→ Stated problem
For this exercise, copy out each line of the material below that includes "with".

→ Provided information
--- Start ---
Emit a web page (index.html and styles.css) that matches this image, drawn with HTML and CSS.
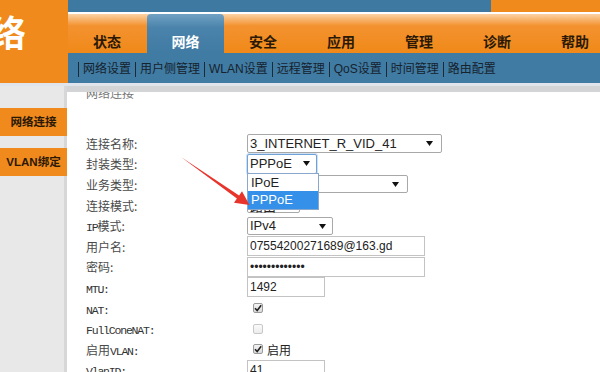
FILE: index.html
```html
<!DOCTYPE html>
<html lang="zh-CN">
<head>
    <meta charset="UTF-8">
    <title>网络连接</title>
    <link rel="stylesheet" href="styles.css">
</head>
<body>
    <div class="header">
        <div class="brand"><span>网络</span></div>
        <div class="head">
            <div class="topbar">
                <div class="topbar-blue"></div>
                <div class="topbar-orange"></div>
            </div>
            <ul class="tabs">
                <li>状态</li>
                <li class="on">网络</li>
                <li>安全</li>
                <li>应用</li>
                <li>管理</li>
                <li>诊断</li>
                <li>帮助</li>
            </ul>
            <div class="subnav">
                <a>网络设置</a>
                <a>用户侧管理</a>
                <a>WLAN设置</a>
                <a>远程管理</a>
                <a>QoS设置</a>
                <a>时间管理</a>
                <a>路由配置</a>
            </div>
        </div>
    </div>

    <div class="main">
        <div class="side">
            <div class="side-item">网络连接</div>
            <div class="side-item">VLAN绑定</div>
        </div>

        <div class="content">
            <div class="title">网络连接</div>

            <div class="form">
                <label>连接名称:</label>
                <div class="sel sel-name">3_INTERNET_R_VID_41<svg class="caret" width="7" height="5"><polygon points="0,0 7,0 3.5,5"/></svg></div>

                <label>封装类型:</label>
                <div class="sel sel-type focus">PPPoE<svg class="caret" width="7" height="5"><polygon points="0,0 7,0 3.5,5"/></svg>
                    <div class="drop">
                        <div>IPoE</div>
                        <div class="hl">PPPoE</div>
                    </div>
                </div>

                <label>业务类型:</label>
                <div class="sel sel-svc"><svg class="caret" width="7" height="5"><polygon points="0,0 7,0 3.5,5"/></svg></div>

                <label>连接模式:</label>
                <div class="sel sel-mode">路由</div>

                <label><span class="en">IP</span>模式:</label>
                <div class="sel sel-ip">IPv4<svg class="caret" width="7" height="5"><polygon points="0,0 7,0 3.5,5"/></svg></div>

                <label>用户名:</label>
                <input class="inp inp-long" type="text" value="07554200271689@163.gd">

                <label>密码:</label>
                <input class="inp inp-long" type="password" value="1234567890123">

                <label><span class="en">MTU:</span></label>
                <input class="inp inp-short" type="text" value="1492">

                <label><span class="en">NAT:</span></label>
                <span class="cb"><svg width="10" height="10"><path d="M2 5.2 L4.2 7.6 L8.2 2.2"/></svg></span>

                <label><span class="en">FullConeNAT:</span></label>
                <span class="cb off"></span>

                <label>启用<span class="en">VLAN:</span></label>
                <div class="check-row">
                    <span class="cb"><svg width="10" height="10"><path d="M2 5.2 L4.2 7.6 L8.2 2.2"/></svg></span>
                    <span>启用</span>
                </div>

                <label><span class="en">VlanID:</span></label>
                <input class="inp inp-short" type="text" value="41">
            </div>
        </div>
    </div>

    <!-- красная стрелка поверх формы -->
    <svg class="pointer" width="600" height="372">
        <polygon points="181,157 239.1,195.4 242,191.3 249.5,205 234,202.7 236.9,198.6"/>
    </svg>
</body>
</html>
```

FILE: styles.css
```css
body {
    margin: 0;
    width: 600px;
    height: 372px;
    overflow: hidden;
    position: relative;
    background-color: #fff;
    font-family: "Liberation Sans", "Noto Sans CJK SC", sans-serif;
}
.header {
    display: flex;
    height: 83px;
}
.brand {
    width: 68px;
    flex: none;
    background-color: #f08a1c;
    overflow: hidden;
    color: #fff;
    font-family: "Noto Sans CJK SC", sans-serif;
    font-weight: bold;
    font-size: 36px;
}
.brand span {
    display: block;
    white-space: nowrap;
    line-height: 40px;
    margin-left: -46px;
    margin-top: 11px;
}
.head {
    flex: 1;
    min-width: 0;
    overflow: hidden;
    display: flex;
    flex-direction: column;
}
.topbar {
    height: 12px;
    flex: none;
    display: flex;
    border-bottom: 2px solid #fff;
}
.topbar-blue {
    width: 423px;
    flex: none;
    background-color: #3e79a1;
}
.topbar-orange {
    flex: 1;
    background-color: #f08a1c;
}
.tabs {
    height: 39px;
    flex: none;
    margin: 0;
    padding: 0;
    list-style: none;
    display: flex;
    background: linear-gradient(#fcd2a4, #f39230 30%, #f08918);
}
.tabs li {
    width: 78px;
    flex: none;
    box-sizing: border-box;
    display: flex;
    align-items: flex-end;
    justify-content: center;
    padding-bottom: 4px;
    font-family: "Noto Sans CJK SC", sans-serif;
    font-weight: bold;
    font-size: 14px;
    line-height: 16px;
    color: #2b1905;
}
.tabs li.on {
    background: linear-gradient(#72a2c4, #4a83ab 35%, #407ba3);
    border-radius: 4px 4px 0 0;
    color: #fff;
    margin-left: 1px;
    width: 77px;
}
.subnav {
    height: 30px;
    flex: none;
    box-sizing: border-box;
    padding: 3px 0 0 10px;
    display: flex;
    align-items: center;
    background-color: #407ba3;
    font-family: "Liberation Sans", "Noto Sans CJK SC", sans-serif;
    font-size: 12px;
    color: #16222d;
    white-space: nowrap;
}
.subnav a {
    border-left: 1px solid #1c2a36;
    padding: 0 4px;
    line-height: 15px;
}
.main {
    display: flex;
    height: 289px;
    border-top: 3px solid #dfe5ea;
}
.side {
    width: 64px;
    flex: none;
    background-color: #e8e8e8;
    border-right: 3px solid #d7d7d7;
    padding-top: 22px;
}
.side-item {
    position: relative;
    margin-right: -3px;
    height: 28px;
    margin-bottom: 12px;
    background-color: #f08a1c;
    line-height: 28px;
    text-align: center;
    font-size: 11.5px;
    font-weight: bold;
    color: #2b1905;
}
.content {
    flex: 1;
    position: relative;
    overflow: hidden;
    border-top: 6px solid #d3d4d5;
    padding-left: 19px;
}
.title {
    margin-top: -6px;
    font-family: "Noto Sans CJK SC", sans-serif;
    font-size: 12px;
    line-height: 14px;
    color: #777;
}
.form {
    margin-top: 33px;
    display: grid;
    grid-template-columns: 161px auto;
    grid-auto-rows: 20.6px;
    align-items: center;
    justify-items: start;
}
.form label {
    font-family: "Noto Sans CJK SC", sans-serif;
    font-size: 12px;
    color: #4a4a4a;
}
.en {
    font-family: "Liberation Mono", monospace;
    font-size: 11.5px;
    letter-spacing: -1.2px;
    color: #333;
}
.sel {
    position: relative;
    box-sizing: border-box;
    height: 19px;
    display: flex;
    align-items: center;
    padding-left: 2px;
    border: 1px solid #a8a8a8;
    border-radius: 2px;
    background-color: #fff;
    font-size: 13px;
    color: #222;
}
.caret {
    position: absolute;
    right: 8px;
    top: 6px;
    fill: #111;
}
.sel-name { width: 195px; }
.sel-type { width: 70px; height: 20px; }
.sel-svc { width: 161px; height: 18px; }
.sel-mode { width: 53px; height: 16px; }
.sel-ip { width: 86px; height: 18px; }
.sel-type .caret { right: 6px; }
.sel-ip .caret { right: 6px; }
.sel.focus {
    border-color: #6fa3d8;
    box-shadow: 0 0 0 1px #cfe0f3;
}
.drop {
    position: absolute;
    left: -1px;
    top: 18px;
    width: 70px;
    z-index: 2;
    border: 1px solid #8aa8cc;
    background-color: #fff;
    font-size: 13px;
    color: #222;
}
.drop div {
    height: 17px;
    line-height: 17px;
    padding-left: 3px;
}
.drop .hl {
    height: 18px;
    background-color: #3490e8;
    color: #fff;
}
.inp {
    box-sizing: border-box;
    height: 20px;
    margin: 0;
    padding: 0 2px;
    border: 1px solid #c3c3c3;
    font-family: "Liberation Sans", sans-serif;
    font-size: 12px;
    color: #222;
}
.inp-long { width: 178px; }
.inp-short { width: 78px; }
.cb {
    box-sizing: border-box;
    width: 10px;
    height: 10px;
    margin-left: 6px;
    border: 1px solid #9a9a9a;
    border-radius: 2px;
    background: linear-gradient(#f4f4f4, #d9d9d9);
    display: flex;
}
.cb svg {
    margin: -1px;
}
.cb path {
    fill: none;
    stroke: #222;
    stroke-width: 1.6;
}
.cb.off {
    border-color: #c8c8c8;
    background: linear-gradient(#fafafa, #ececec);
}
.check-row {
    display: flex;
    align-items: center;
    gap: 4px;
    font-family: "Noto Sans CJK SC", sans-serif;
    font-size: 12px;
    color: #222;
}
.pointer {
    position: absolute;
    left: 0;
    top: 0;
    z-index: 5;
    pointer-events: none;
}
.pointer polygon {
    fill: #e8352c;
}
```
--- End ---
--- Start ---
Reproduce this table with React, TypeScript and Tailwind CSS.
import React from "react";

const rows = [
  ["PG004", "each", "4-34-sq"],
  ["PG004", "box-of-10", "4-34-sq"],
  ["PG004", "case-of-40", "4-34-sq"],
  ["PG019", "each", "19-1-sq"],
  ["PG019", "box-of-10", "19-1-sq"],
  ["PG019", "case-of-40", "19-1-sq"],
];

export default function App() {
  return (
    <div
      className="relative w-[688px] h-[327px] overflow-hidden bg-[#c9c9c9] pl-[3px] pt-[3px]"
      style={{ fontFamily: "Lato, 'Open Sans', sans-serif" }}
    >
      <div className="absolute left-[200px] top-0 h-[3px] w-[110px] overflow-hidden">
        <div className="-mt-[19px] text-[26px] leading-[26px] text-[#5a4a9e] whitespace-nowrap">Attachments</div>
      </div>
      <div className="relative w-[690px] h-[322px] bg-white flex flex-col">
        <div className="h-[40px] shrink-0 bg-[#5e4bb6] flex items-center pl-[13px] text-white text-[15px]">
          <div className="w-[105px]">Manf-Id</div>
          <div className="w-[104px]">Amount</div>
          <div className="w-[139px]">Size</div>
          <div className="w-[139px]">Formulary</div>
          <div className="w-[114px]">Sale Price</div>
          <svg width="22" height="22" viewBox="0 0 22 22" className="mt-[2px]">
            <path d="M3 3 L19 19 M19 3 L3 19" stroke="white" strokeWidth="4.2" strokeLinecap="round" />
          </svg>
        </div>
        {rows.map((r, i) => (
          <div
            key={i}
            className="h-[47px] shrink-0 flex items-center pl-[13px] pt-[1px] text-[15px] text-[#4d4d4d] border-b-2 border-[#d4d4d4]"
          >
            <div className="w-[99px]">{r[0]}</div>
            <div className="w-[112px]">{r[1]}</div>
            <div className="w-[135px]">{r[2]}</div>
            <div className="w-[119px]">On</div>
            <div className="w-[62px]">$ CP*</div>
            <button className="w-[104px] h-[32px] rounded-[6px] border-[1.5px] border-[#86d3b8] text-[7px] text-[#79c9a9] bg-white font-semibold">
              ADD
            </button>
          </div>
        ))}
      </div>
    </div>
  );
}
--- End ---
→ In response
Emit a web page (index.html and styles.css) that matches this image, drawn with HTML and CSS.
Reproduce this table with React, TypeScript and Tailwind CSS.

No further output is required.